#### [What is required]
Report the number of lines where the string "components" occurs, and write nothing else.

#### [Web page code records]
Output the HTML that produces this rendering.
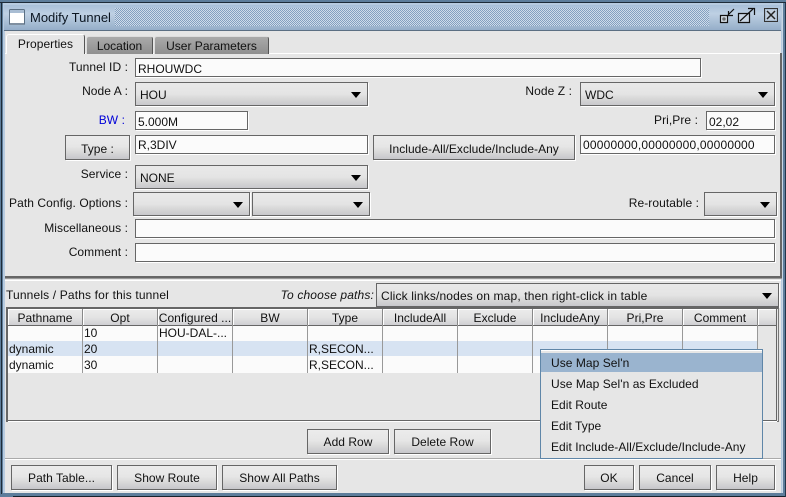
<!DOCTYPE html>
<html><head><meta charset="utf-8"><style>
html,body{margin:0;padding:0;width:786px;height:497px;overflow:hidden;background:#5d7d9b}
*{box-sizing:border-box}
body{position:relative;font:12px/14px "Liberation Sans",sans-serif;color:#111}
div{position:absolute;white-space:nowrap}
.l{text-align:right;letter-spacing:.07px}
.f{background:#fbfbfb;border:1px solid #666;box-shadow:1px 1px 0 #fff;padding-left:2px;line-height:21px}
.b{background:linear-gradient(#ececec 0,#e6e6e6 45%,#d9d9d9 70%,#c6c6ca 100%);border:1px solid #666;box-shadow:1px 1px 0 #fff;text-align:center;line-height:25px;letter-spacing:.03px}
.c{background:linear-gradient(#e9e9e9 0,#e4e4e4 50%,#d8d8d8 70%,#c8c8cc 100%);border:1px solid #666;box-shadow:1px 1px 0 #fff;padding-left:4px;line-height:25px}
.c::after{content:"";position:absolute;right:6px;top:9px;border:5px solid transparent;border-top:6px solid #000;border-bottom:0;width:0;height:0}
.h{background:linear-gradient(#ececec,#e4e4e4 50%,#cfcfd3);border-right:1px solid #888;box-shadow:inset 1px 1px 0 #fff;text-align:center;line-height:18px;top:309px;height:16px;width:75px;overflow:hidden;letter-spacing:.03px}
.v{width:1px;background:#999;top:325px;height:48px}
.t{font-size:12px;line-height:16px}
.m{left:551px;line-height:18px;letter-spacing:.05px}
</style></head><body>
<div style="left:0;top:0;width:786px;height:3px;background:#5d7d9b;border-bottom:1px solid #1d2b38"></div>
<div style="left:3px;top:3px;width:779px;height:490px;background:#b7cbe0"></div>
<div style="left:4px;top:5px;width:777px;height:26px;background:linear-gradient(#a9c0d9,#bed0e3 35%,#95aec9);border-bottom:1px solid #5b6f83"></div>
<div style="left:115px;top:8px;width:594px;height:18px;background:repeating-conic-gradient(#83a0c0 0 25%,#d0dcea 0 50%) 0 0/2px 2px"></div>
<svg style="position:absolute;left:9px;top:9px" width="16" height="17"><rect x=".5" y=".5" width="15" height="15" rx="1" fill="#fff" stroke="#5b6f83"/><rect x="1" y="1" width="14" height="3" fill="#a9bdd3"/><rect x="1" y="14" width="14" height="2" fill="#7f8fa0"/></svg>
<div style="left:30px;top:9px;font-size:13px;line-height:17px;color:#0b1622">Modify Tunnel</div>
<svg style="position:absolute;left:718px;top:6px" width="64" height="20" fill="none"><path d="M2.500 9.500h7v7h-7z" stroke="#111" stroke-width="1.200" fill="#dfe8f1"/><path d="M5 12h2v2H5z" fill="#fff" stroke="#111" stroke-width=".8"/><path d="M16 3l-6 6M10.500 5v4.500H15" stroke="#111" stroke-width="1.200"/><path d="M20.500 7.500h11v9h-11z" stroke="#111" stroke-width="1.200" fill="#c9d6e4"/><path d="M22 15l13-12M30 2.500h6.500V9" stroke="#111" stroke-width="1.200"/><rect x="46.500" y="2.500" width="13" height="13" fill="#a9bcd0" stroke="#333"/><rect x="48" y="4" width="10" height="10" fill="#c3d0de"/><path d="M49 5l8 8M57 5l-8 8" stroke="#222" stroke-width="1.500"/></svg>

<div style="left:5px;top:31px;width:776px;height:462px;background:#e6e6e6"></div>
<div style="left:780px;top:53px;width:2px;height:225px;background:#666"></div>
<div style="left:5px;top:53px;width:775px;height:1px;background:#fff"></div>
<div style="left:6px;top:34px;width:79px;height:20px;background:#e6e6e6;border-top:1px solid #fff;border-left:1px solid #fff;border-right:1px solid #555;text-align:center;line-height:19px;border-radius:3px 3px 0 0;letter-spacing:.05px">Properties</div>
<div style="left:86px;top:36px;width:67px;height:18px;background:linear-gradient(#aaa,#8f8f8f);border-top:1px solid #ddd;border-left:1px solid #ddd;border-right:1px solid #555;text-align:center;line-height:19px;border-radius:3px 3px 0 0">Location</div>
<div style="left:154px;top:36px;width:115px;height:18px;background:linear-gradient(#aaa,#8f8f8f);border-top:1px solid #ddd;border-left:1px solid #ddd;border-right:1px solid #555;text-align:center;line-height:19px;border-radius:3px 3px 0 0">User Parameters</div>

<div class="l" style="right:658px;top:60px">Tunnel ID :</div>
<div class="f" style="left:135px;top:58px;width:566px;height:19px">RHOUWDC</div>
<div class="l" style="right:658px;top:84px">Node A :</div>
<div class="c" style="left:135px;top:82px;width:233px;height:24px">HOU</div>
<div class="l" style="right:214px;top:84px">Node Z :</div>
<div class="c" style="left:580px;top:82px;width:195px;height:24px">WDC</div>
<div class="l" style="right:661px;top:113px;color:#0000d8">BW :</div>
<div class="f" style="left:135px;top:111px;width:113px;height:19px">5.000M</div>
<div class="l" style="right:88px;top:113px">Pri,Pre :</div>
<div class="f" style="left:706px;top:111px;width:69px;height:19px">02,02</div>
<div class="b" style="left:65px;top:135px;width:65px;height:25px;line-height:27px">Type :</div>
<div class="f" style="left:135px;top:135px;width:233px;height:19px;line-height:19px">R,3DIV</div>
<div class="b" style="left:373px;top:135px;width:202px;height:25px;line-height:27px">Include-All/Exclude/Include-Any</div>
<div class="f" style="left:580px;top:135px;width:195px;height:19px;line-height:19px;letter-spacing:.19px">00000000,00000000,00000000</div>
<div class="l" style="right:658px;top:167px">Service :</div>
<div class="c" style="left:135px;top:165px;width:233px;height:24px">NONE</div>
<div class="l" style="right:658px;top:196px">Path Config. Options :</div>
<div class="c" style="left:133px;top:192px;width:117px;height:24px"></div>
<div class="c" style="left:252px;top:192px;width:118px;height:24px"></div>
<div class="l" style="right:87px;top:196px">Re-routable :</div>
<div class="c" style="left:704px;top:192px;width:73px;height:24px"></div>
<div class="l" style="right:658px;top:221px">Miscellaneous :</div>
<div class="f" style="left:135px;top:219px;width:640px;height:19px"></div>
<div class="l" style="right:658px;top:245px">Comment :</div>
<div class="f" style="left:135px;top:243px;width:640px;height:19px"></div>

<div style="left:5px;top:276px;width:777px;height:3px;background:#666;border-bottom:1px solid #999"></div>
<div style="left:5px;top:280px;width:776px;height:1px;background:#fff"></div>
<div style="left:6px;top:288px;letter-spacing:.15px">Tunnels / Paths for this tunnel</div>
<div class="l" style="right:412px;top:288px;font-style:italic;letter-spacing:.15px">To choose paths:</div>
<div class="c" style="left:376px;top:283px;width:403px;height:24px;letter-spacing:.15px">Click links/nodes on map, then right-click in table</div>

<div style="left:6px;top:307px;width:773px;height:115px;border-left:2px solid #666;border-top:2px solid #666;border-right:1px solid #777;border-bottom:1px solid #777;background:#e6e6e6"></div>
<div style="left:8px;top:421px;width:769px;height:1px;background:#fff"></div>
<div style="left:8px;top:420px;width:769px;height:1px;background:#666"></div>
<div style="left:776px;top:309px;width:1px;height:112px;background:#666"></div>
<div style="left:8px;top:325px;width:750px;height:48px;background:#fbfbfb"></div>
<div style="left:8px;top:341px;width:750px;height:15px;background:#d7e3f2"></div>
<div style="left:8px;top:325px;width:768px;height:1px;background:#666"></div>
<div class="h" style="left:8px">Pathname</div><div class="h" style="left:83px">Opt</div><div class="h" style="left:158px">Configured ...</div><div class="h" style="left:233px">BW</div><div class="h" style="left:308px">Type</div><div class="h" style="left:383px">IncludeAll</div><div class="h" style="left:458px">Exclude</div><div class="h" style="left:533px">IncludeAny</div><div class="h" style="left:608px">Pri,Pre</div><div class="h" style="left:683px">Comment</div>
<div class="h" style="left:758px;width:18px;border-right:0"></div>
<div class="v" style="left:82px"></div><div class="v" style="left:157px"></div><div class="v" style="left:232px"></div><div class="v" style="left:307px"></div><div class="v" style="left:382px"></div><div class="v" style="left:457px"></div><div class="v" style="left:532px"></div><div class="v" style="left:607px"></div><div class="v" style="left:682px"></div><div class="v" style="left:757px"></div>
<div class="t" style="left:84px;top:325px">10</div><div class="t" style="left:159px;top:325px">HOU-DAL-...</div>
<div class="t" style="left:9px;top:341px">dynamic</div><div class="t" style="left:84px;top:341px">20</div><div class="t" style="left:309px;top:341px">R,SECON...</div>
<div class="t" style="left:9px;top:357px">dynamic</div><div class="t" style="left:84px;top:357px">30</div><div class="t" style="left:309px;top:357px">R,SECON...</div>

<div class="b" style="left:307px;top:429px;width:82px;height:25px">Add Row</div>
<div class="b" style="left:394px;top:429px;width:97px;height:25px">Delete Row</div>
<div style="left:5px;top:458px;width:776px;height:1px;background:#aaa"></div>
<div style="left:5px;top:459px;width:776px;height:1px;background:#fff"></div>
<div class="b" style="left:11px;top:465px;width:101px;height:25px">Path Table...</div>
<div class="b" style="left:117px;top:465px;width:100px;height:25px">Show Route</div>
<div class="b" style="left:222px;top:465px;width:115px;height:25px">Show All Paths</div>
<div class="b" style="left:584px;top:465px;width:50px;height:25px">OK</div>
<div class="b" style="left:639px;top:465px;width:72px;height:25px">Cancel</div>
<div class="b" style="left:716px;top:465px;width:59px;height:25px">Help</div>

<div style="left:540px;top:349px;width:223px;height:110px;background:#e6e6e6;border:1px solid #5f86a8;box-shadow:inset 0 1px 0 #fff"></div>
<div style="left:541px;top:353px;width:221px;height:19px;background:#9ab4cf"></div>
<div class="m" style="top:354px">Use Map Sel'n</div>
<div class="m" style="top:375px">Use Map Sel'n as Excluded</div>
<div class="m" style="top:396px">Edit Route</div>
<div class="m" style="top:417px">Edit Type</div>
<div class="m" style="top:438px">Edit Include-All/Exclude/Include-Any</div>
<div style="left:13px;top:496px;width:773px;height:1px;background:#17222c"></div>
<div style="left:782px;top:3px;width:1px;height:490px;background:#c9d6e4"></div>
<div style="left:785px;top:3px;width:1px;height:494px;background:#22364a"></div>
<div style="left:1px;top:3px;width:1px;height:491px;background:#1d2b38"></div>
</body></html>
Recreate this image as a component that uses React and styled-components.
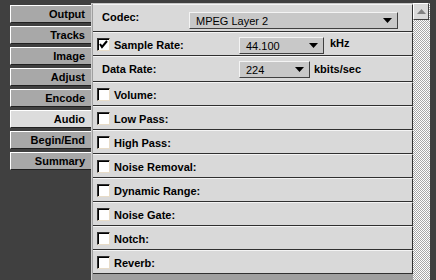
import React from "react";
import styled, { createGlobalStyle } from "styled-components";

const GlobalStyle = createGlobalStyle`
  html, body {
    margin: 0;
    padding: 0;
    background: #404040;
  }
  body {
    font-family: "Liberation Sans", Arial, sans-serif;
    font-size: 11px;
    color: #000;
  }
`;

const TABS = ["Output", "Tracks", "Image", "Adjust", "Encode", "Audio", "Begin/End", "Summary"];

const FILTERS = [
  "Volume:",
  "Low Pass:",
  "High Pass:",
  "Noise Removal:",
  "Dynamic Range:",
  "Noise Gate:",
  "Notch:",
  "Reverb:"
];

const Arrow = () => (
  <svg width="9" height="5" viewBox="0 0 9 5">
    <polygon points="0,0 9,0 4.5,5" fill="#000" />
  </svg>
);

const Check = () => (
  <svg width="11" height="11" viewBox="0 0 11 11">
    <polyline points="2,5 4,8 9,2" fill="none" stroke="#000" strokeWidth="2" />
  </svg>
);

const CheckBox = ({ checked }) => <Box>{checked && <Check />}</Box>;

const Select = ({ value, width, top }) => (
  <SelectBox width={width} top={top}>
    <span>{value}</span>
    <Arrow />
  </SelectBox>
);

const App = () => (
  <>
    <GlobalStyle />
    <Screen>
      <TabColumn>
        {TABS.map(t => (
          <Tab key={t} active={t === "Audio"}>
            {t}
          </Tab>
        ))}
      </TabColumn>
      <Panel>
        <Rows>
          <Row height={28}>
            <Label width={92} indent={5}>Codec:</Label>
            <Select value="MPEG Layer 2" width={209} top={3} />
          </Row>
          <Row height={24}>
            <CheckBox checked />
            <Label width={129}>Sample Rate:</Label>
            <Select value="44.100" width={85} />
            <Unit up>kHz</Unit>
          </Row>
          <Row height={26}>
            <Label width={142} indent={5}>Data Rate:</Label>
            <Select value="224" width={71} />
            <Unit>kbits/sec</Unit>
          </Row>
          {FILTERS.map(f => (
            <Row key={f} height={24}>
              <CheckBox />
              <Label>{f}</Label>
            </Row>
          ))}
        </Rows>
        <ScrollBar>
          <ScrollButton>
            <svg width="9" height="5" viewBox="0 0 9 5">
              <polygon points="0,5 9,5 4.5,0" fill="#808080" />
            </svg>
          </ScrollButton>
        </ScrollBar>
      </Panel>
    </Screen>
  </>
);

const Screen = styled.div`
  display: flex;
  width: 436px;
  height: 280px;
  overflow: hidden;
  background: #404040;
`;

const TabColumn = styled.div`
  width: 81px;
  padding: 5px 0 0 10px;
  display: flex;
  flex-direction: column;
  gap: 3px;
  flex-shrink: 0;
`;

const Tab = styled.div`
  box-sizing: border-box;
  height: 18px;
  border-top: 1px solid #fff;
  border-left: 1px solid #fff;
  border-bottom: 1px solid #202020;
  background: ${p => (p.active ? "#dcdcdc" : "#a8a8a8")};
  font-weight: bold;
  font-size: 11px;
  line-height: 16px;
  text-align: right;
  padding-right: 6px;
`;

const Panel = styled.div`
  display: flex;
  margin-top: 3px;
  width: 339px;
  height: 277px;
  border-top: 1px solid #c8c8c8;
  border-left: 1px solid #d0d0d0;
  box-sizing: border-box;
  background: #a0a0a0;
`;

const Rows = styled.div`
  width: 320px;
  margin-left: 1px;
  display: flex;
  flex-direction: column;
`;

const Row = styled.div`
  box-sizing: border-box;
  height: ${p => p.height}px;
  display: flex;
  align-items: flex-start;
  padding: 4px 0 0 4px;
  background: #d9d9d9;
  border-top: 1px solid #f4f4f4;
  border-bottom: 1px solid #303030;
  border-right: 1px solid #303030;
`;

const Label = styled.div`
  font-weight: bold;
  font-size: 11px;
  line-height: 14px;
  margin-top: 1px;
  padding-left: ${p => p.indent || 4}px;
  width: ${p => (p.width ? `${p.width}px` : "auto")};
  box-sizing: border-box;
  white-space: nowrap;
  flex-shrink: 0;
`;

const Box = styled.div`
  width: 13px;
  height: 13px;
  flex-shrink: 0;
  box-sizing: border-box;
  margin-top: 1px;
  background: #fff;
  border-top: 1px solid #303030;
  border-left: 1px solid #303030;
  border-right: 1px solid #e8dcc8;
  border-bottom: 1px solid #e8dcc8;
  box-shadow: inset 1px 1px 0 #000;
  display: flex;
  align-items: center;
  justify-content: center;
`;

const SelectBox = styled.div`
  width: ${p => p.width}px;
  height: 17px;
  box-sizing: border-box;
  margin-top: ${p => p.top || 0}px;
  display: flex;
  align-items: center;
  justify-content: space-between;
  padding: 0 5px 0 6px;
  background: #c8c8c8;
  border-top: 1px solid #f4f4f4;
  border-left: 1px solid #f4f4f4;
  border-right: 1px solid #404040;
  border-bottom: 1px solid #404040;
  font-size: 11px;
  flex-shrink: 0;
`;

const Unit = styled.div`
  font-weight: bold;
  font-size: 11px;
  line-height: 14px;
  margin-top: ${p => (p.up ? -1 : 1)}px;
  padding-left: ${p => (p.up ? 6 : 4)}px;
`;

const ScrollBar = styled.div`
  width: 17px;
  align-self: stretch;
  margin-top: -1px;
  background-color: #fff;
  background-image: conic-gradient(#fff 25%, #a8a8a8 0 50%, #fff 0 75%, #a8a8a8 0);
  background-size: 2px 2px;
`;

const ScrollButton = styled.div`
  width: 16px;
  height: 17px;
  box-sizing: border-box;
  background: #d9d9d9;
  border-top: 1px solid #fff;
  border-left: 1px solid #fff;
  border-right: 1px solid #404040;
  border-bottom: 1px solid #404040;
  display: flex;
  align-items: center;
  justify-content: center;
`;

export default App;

#### [Written response]
2